Judgment, Supreme Court, New York County (Eileen A. Rakower, J.), entered December 20, 2010, denying the petition to annul respondent's determination that petitioner was not entitled to credit for 20 years of service, and dismissing the proceeding brought pursuant to CPLR article 78 as time-barred, unanimously affirmed, without costs.
Petitioner was informed by letter dated August 22, 2006, that respondent had improperly included prior employment in calculating his service credit with the New York City Department of Education. Although he was offered an administrative remedy that would have enabled him to obtain the service credit he desired, petitioner declined that remedy on September 24, 2007, at which point the four-month limitations period began to run (CPLR 217 [1]; see Matter of Best Payphones, Inc. v Department of Info. Tech. & Telecom. of City of N.Y., 5 NY3d 30, 35 [2005]).
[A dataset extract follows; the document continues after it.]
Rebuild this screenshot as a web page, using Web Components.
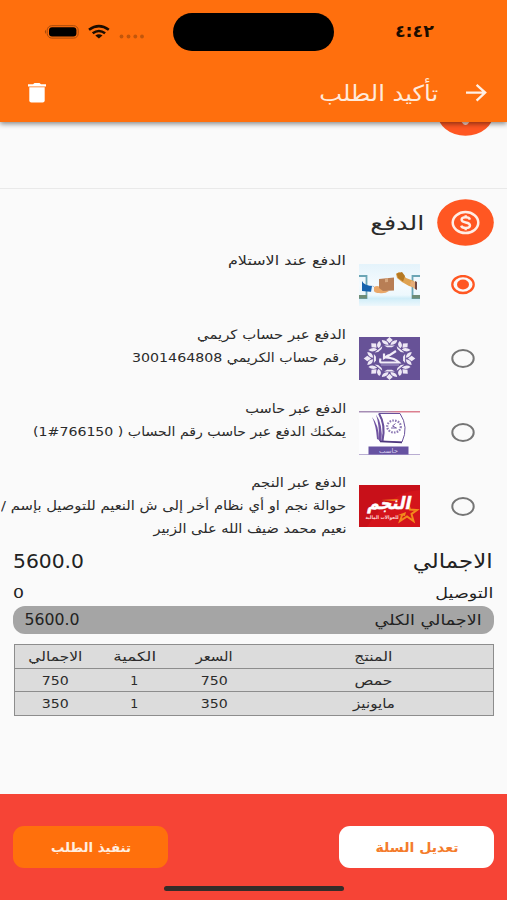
<!DOCTYPE html>
<html lang="ar" dir="rtl">
<head>
<meta charset="utf-8">
<title>تأكيد الطلب</title>
<style>
    body {
        margin: 0;
        background: #fafafa;
        color: #2b2b2b;
        font-family: "DejaVu Sans", "Noto Sans", sans-serif;
        overflow: hidden;
    }
</style>
</head>
<body>
<checkout-page></checkout-page>

<script>
function define(name, html, ready) {
    const template = document.createElement('template');
    template.innerHTML = html;
    customElements.define(name, class extends HTMLElement {
        connectedCallback() {
            if (this.shadowRoot) return;
            this.attachShadow({ mode: 'open' });
            this.shadowRoot.appendChild(template.content.cloneNode(true));
            if (ready) ready(this, this.shadowRoot);
        }
    });
}

// one line of text, condensed or widened to the width in its "w" attribute
define('text-line', `
    <style>
        :host { display: block; white-space: nowrap; flex: none; }
        span { display: inline-block; transform-origin: right center; }
    </style>
    <span><slot></slot></span>
`, (el, root) => {
    const span = root.querySelector('span');
    const w = Number(el.getAttribute('w'));
    el.style.width = w + 'px';
    span.style.transform = 'scaleX(' + w / span.getBoundingClientRect().width + ')';
});

define('status-bar', `
    <style>
        :host { display: grid; grid-template-columns: 173px 161px 173px; height: 64px; align-items: center; color: #1c0d00; }
        .time { padding-right: 73px; font-size: 17px; font-weight: bold; line-height: 20px; padding-bottom: 2px; }
        .island { height: 38px; border-radius: 19px; background: #000; }
        svg { display: block; }
    </style>
    <div class="time"><text-line w="39">٤:٤٢</text-line></div>
    <div class="island"></div>
    <svg width="173" height="64" viewBox="0 0 173 64">
        <rect x="47.2" y="25.7" width="31" height="12.4" rx="4.5" fill="none" stroke="#a84b0b"/>
        <path d="M46 29.8Q43.6 31.8 46 34Z" fill="#a84b0b"/>
        <rect x="49" y="27.2" width="27.4" height="9.4" rx="3" fill="#000"/>
        <g fill="none" stroke="#1c0d00" stroke-width="2.6">
            <path d="M89 29.8Q98.9 22.4 108.8 29.8"/>
            <path d="M92.7 33.3Q98.9 28.7 105.1 33.3"/>
        </g>
        <path d="M95.3 35.6Q98.9 32.8 102.5 35.6L98.9 38.4Z" fill="#1c0d00"/>
        <g fill="#c2560b">
            <circle cx="121.5" cy="36.5" r="1.9"/><circle cx="128.5" cy="36.5" r="1.9"/>
            <circle cx="135.3" cy="36.5" r="1.9"/><circle cx="142" cy="36.5" r="1.9"/>
        </g>
    </svg>
`);

define('app-header', `
    <style>
        :host {
            display: block;
            position: relative;
            height: 122px;
            background: #ff6f0d;
            box-shadow: 0 2px 5px rgba(0, 0, 0, .45);
        }
        .bar { display: flex; align-items: center; height: 58px; padding: 0 20px 0 27px; color: #ffeadb; }
        .title { margin-right: 28px; margin-left: auto; font-size: 22px; line-height: 58px; padding-top: 1px; }
        svg { display: block; }
    </style>
    <status-bar></status-bar>
    <div class="bar">
        <svg width="21" height="20" viewBox="0 0 21 20" fill="none" stroke="#fff0e6" stroke-width="2.3">
            <path d="M0 9.6H19M10.6 1.8L19.2 9.6L10.6 17.6"/>
        </svg>
        <div class="title"><text-line w="119"><slot></slot></text-line></div>
        <svg width="20" height="20" viewBox="0 0 20 20" fill="#fff">
            <path d="M1 1.2H6L7.5 0H12.5L14 1.2H19V3.4H1Z"/>
            <path d="M2.3 4.2H17.7V17.5Q17.7 19.6 15.6 19.6H4.4Q2.3 19.6 2.3 17.5Z"/>
        </svg>
    </div>
`);

define('money-badge', `
    <style>
        :host { display: block; flex: none; width: 57px; height: 47px; }
        svg { display: block; }
        .pin { display: none; }
        :host([pin]) .coin { display: none; }
        :host([pin]) .pin { display: inline; }
    </style>
    <svg width="57" height="47" viewBox="0 0 57 47">
        <ellipse cx="28.5" cy="23.5" rx="28.3" ry="23.3" fill="#ff5722"/>
        <path class="pin" d="M20 19Q20 10 28.500 10T37 19Q37 27 32 33.500Q28.500 38.500 25 33.500Q20 27 20 19Z" fill="#ffd9cc"/>
        <g class="coin" fill="none" stroke="#ffeee6">
            <ellipse cx="28.5" cy="23.6" rx="12.8" ry="10.5" stroke-width="2.5"/>
            <path d="M33 20.6Q32.2 18.3 28.7 18.3Q24.6 18.3 24.6 20.8Q24.6 22.8 28.7 23.5Q33 24.2 33 26.5Q33 29 28.7 29Q24.8 29 24.2 26.6M28.7 16.2V18.5M28.7 28.8V31.2" stroke-width="2.4"/>
        </g>
    </svg>
`);

define('radio-dot', `
    <style>
        :host { display: block; }
        svg { display: block; }
        ellipse { fill: none; stroke: #757575; stroke-width: 2; }
        .dot { display: none; }
        :host([checked]) ellipse { stroke: #ff5722; stroke-width: 2.3; }
        :host([checked]) .dot { display: inline; fill: #ff5722; stroke: none; }
    </style>
    <svg width="24" height="20" viewBox="0 0 24 20">
        <ellipse cx="12" cy="9.500" rx="10.700" ry="8.500"/>
        <ellipse class="dot" cx="12" cy="9.500" rx="6" ry="5"/>
    </svg>
`);

define('pay-option', `
    <style>
        :host { display: flex; height: 74px; box-sizing: border-box; padding-right: 32px; }
        radio-dot { margin-top: 26px; }
        .pic { flex: none; width: 61px; margin: 14px 31px 0 13px; }
        .lines { font-size: 13px; line-height: 23px; }
    </style>
    <radio-dot></radio-dot>
    <div class="pic"><slot name="pic"></slot></div>
    <div class="lines"><slot></slot></div>
`, (el, root) => {
    if (el.hasAttribute('checked')) root.querySelector('radio-dot').setAttribute('checked', '');
});

define('logo-delivery', `
    <style>:host, svg { display: block; } :host { padding-top: 1px; }</style>
    <svg width="61" height="42" viewBox="0 0 61 42">
        <defs><linearGradient id="g" x1="0" y1="0" x2="0" y2="1">
            <stop offset="0" stop-color="#e4f3fb"/><stop offset=".5" stop-color="#f5fbfe"/><stop offset=".74" stop-color="#edf8fd"/><stop offset=".82" stop-color="#d0edf8"/><stop offset="1" stop-color="#eef8fc"/>
        </linearGradient></defs>
        <rect width="61" height="42" fill="url(#g)"/>
        <path d="M0 12H7.5V34H0M61 12H53.5V34H61" fill="none" stroke="#6aa5b5" stroke-width="1.8"/>
        <path d="M0 31H8V34.500H0ZM53 31H61V34.500H53Z" fill="#6f8d77"/>
        <path d="M3 17Q5 22 15 22L14 28L3 27Z" fill="#1763ae"/>
        <path d="M13 22L17 23L15 28L12 28Z" fill="#eef5fb"/>
        <path d="M15 23Q19 20 24 25L30 27Q26 30 20 29Q16 29 15 27Z" fill="#e9a768"/>
        <path d="M20 15L35 13.500V26.500L24 27L20 24Z" fill="#b87e55"/>
        <path d="M26 14.400L29 14V18L26 18.300Z" fill="#d7a77e"/>
        <path d="M37 10L40 8L44 10.500L47 14L55 17L57 24L50 22L43 18L38 14Z" fill="#dfa352"/>
        <path d="M37.500 9.500L43 8L46 12L44 17.500L39 14Z" fill="#b57922"/>
        <path d="M52 17L57 18L56 25L51 21Z" fill="#e5ad79"/>
        <path d="M56 17L58 18V26L56 25Z" fill="#704943"/>
    </svg>
`);

define('logo-kuraimi', `
    <style>:host, svg { display: block; }</style>
    <svg width="61" height="43" viewBox="0 0 61 43">
        <rect width="61" height="43" fill="#675297"/>
        <g id="ring" fill="#eee8f5"></g>
        <path d="M37 14L27 20.500Q36 21 40 25.500H22Q20.500 25 21.500 21.500M25 16.500V21L30 18" fill="none" stroke="#f2edf8" stroke-width="2.2"/>
        <path d="M22 28H40" stroke="#a99bcb" stroke-width="1"/>
    </svg>
`, (el, root) => {
    let leaves = '';
    for (let a = 0; a < 360; a += 45) {
        leaves += `<g transform="translate(30.5 21.5) scale(1.2 1) rotate(${a})">
            <path d="M0 -21.500L2.700 -18.500L0 -15.300L-2.700 -18.500Z"/>
            <path d="M.8 -13.600Q1 -18 6.400 -18.500Q6.300 -14 .8 -13.600ZM-.8 -13.600Q-1 -18 -6.400 -18.500Q-6.300 -14 -.8 -13.600Z"/>
            <path d="M-4.500 -13H4.500L2 -11.300H-2Z"/>
        </g>`;
    }
    root.querySelector('#ring').innerHTML = leaves;
});

define('logo-haseb', `
    <style>:host, svg { display: block; }</style>
    <svg width="61" height="44" viewBox="0 0 61 44">
        <rect width="61" height="44" fill="#fdfdfe"/>
        <defs><linearGradient id="top"><stop offset=".4" stop-color="#a68db5"/><stop offset=".65" stop-color="#dc7f90"/></linearGradient></defs>
        <rect y="0" width="61" height="1.500" fill="url(#top)"/>
        <path d="M13 6Q20 14 20 29L18 28Q17 14 13 6ZM17 3.500Q24 13 22.500 31L20 30Q20.500 14 17 3.500Z" fill="#7154a2"/>
        <path d="M20 2.500H41Q50 16 43 31L23 30Q27 15 20 2.500Z" fill="#fff" stroke="#69519b" stroke-width="1"/>
        <path d="M20 2.500Q27 14 23.500 30" fill="none" stroke="#68509a" stroke-width="2"/>
        <ellipse cx="35" cy="15.500" rx="6.800" ry="6" fill="none" stroke="#8e7bb5" stroke-width="2.200" stroke-dasharray="1.600 1.200"/>
        <path d="M36.500 12.500L33.500 15L37.500 17H32" fill="none" stroke="#7760a5"/>
        <path d="M21 30.500L43 31.500" stroke="#4c377c" stroke-width="1.600"/>
        <path d="M0 43.500H61" stroke="#b9add2" stroke-width="1"/>
        <rect x="9.500" y="35.500" width="40" height="8" fill="#6652a1"/>
        <text x="29.500" y="41.500" font-size="6.500" text-anchor="middle" fill="#d9d0ef" textLength="19" lengthAdjust="spacingAndGlyphs">حاسب</text>
    </svg>
`);

define('logo-najm', `
    <style>:host, svg { display: block; }</style>
    <svg width="61" height="42" viewBox="0 0 61 42">
        <rect width="61" height="42" fill="#d4141b"/>
        <path d="M0 0H61V5Q30 7 8 42H0Z" fill="#c81019"/>
        <path d="M49 18L51 24.5L58 25L52.5 29L54.500 36L48 31.5L41 36L43.5 29" fill="none" stroke="#f28a1c" stroke-width="2"/>
        <path d="M22 15L40 14L36 16ZM47 27L39 30L46 31Z" fill="#f28a1c"/>
        <g transform="translate(29.500 24) skewX(-12)">
            <text y="0" font-size="17" font-weight="bold" text-anchor="middle" fill="#fff" stroke="#fff" stroke-width=".5" textLength="43" lengthAdjust="spacingAndGlyphs">النجم</text>
        </g>
        <text x="23" y="33.5" font-size="5" font-weight="bold" text-anchor="middle" fill="#ffd9d4" textLength="33" lengthAdjust="spacingAndGlyphs">للحوالات المالية</text>
    </svg>
`);

define('payment-section', `
    <style>
        :host { display: block; }
        .previous { height: 67px; box-sizing: border-box; padding-right: 13px; overflow: hidden; border-bottom: 1px solid #e9e9e9; }
        .previous money-badge { margin-top: -33px; }
        .head { display: flex; align-items: center; height: 60px; box-sizing: border-box; padding: 6px 13px 0 0; }
        .head div { margin-right: 13px; font-size: 20px; line-height: 40px; padding-top: 1px; }
        .head money-badge { margin-bottom: -1px; }
        .options { height: 296px; }
    </style>
    <div class="previous"><money-badge pin></money-badge></div>
    <div class="head"><money-badge></money-badge><div><text-line w="54">الدفع</text-line></div></div>
    <div class="options">
        <pay-option checked>
            <logo-delivery slot="pic"></logo-delivery>
            <text-line w="118">الدفع عند الاستلام</text-line>
        </pay-option>
        <pay-option>
            <logo-kuraimi slot="pic"></logo-kuraimi>
            <text-line w="149">الدفع عبر حساب كريمي</text-line>
            <text-line w="214">رقم حساب الكريمي 3001464808</text-line>
        </pay-option>
        <pay-option>
            <logo-haseb slot="pic"></logo-haseb>
            <text-line w="101">الدفع عبر حاسب</text-line>
            <text-line w="313">يمكنك الدفع عبر حاسب رقم الحساب ( 766150#1)</text-line>
        </pay-option>
        <pay-option>
            <logo-najm slot="pic"></logo-najm>
            <text-line w="95">الدفع عبر النجم</text-line>
            <text-line w="345">حوالة نجم او أي نظام أخر إلى ش النعيم للتوصيل بإسم /</text-line>
            <text-line w="193">نعيم محمد ضيف الله على الزبير</text-line>
        </pay-option>
    </div>
`);

define('order-totals', `
    <style>
        :host { display: block; padding: 0 14px 0 13px; color: #222; }
        .row { display: flex; justify-content: space-between; }
        .big { height: 37px; line-height: 33px; font-size: 20px; }
        .small { height: 24px; line-height: 23px; font-size: 14px; }
        .sum { height: 28px; line-height: 29px; padding: 0 12px 0 11px; margin-right: -1px; font-size: 15px; background: #a5a5a5; border-radius: 12px; }
    </style>
    <div class="row big"><text-line w="80">الاجمالي</text-line><text-line w="71">5600.0</text-line></div>
    <div class="row small"><text-line w="58">التوصيل</text-line><text-line w="11">0</text-line></div>
    <div class="row sum"><text-line w="107">الاجمالي الكلي</text-line><text-line w="55">5600.0</text-line></div>
`);

define('order-table', `
    <style>
        :host { display: block; margin: 10px 13px 0 14px; border: 1px solid #8d8d8d; background: #dcdcdc; font-size: 13px; }
        .row { display: grid; grid-template-columns: 3fr 1fr 1fr 1fr; height: 22.67px; line-height: 24px; }
        .row + .row { border-top: 1px solid #8d8d8d; }
        text-line { justify-self: center; }
    </style>
    <div class="row"><text-line w="38">المنتج</text-line><text-line w="37">السعر</text-line><text-line w="43">الكمية</text-line><text-line w="54">الاجمالي</text-line></div>
    <div class="row"><text-line w="38">حمص</text-line><text-line w="27">750</text-line><text-line w="8">1</text-line><text-line w="27">750</text-line></div>
    <div class="row"><text-line w="42">مايونيز</text-line><text-line w="27">350</text-line><text-line w="8">1</text-line><text-line w="27">350</text-line></div>
`);

define('round-button', `
    <style>
        :host { display: flex; justify-content: center; width: 155px; height: 42px; border-radius: 11px; font-size: 13px; font-weight: bold; line-height: 44px; background: var(--fill); color: var(--ink); }
    </style>
    <slot></slot>
`);

define('action-bar', `
    <style>
        :host { display: flex; flex-direction: column; align-items: center; height: 106px; box-sizing: border-box; padding-top: 32px; background: #f64436; }
        .buttons { align-self: stretch; display: flex; justify-content: space-between; padding: 0 13px; }
        .edit { --fill: #fff; --ink: #f47c2c; }
        .send { --fill: #ff700c; --ink: #ffeee0; }
        .home { width: 180px; height: 5px; margin-top: 18px; border-radius: 3px; background: #352c29; }
    </style>
    <div class="buttons">
        <round-button class="edit"><text-line w="83">تعديل السلة</text-line></round-button>
        <round-button class="send"><text-line w="80">تنفيذ الطلب</text-line></round-button>
    </div>
    <div class="home"></div>
`);

define('checkout-page', `
    <style>
        :host { display: flex; flex-direction: column; width: 507px; height: 900px; overflow: hidden; }
        app-header { z-index: 1; flex: none; }
        action-bar { margin-top: auto; flex: none; }
    </style>
    <app-header>تأكيد الطلب</app-header>
    <payment-section></payment-section>
    <order-totals></order-totals>
    <order-table></order-table>
    <action-bar></action-bar>
`);
</script>
</body>
</html>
Upon ascertaining that petitioner had less service credit than its preliminary evaluation had indicated, respondent was required by Education Law § 525 to correct the error (Matter of Galanthay v New York State Teachers' Retirement Sys., 50 NY2d 984 [1980]). The doctrine of estoppel may not be applied to prevent respondent from doing so (see Matter of E.F.S. Ventures Corp. v Foster, 71 NY2d 359, 369 [1988]; Matter of Scheurer v New York City Employees' Retirement Sys., 223 AD2d 379 [1996]). Concur—Saxe, J.P., Sweeny, DeGrasse and Manzanet-Daniels, JJ.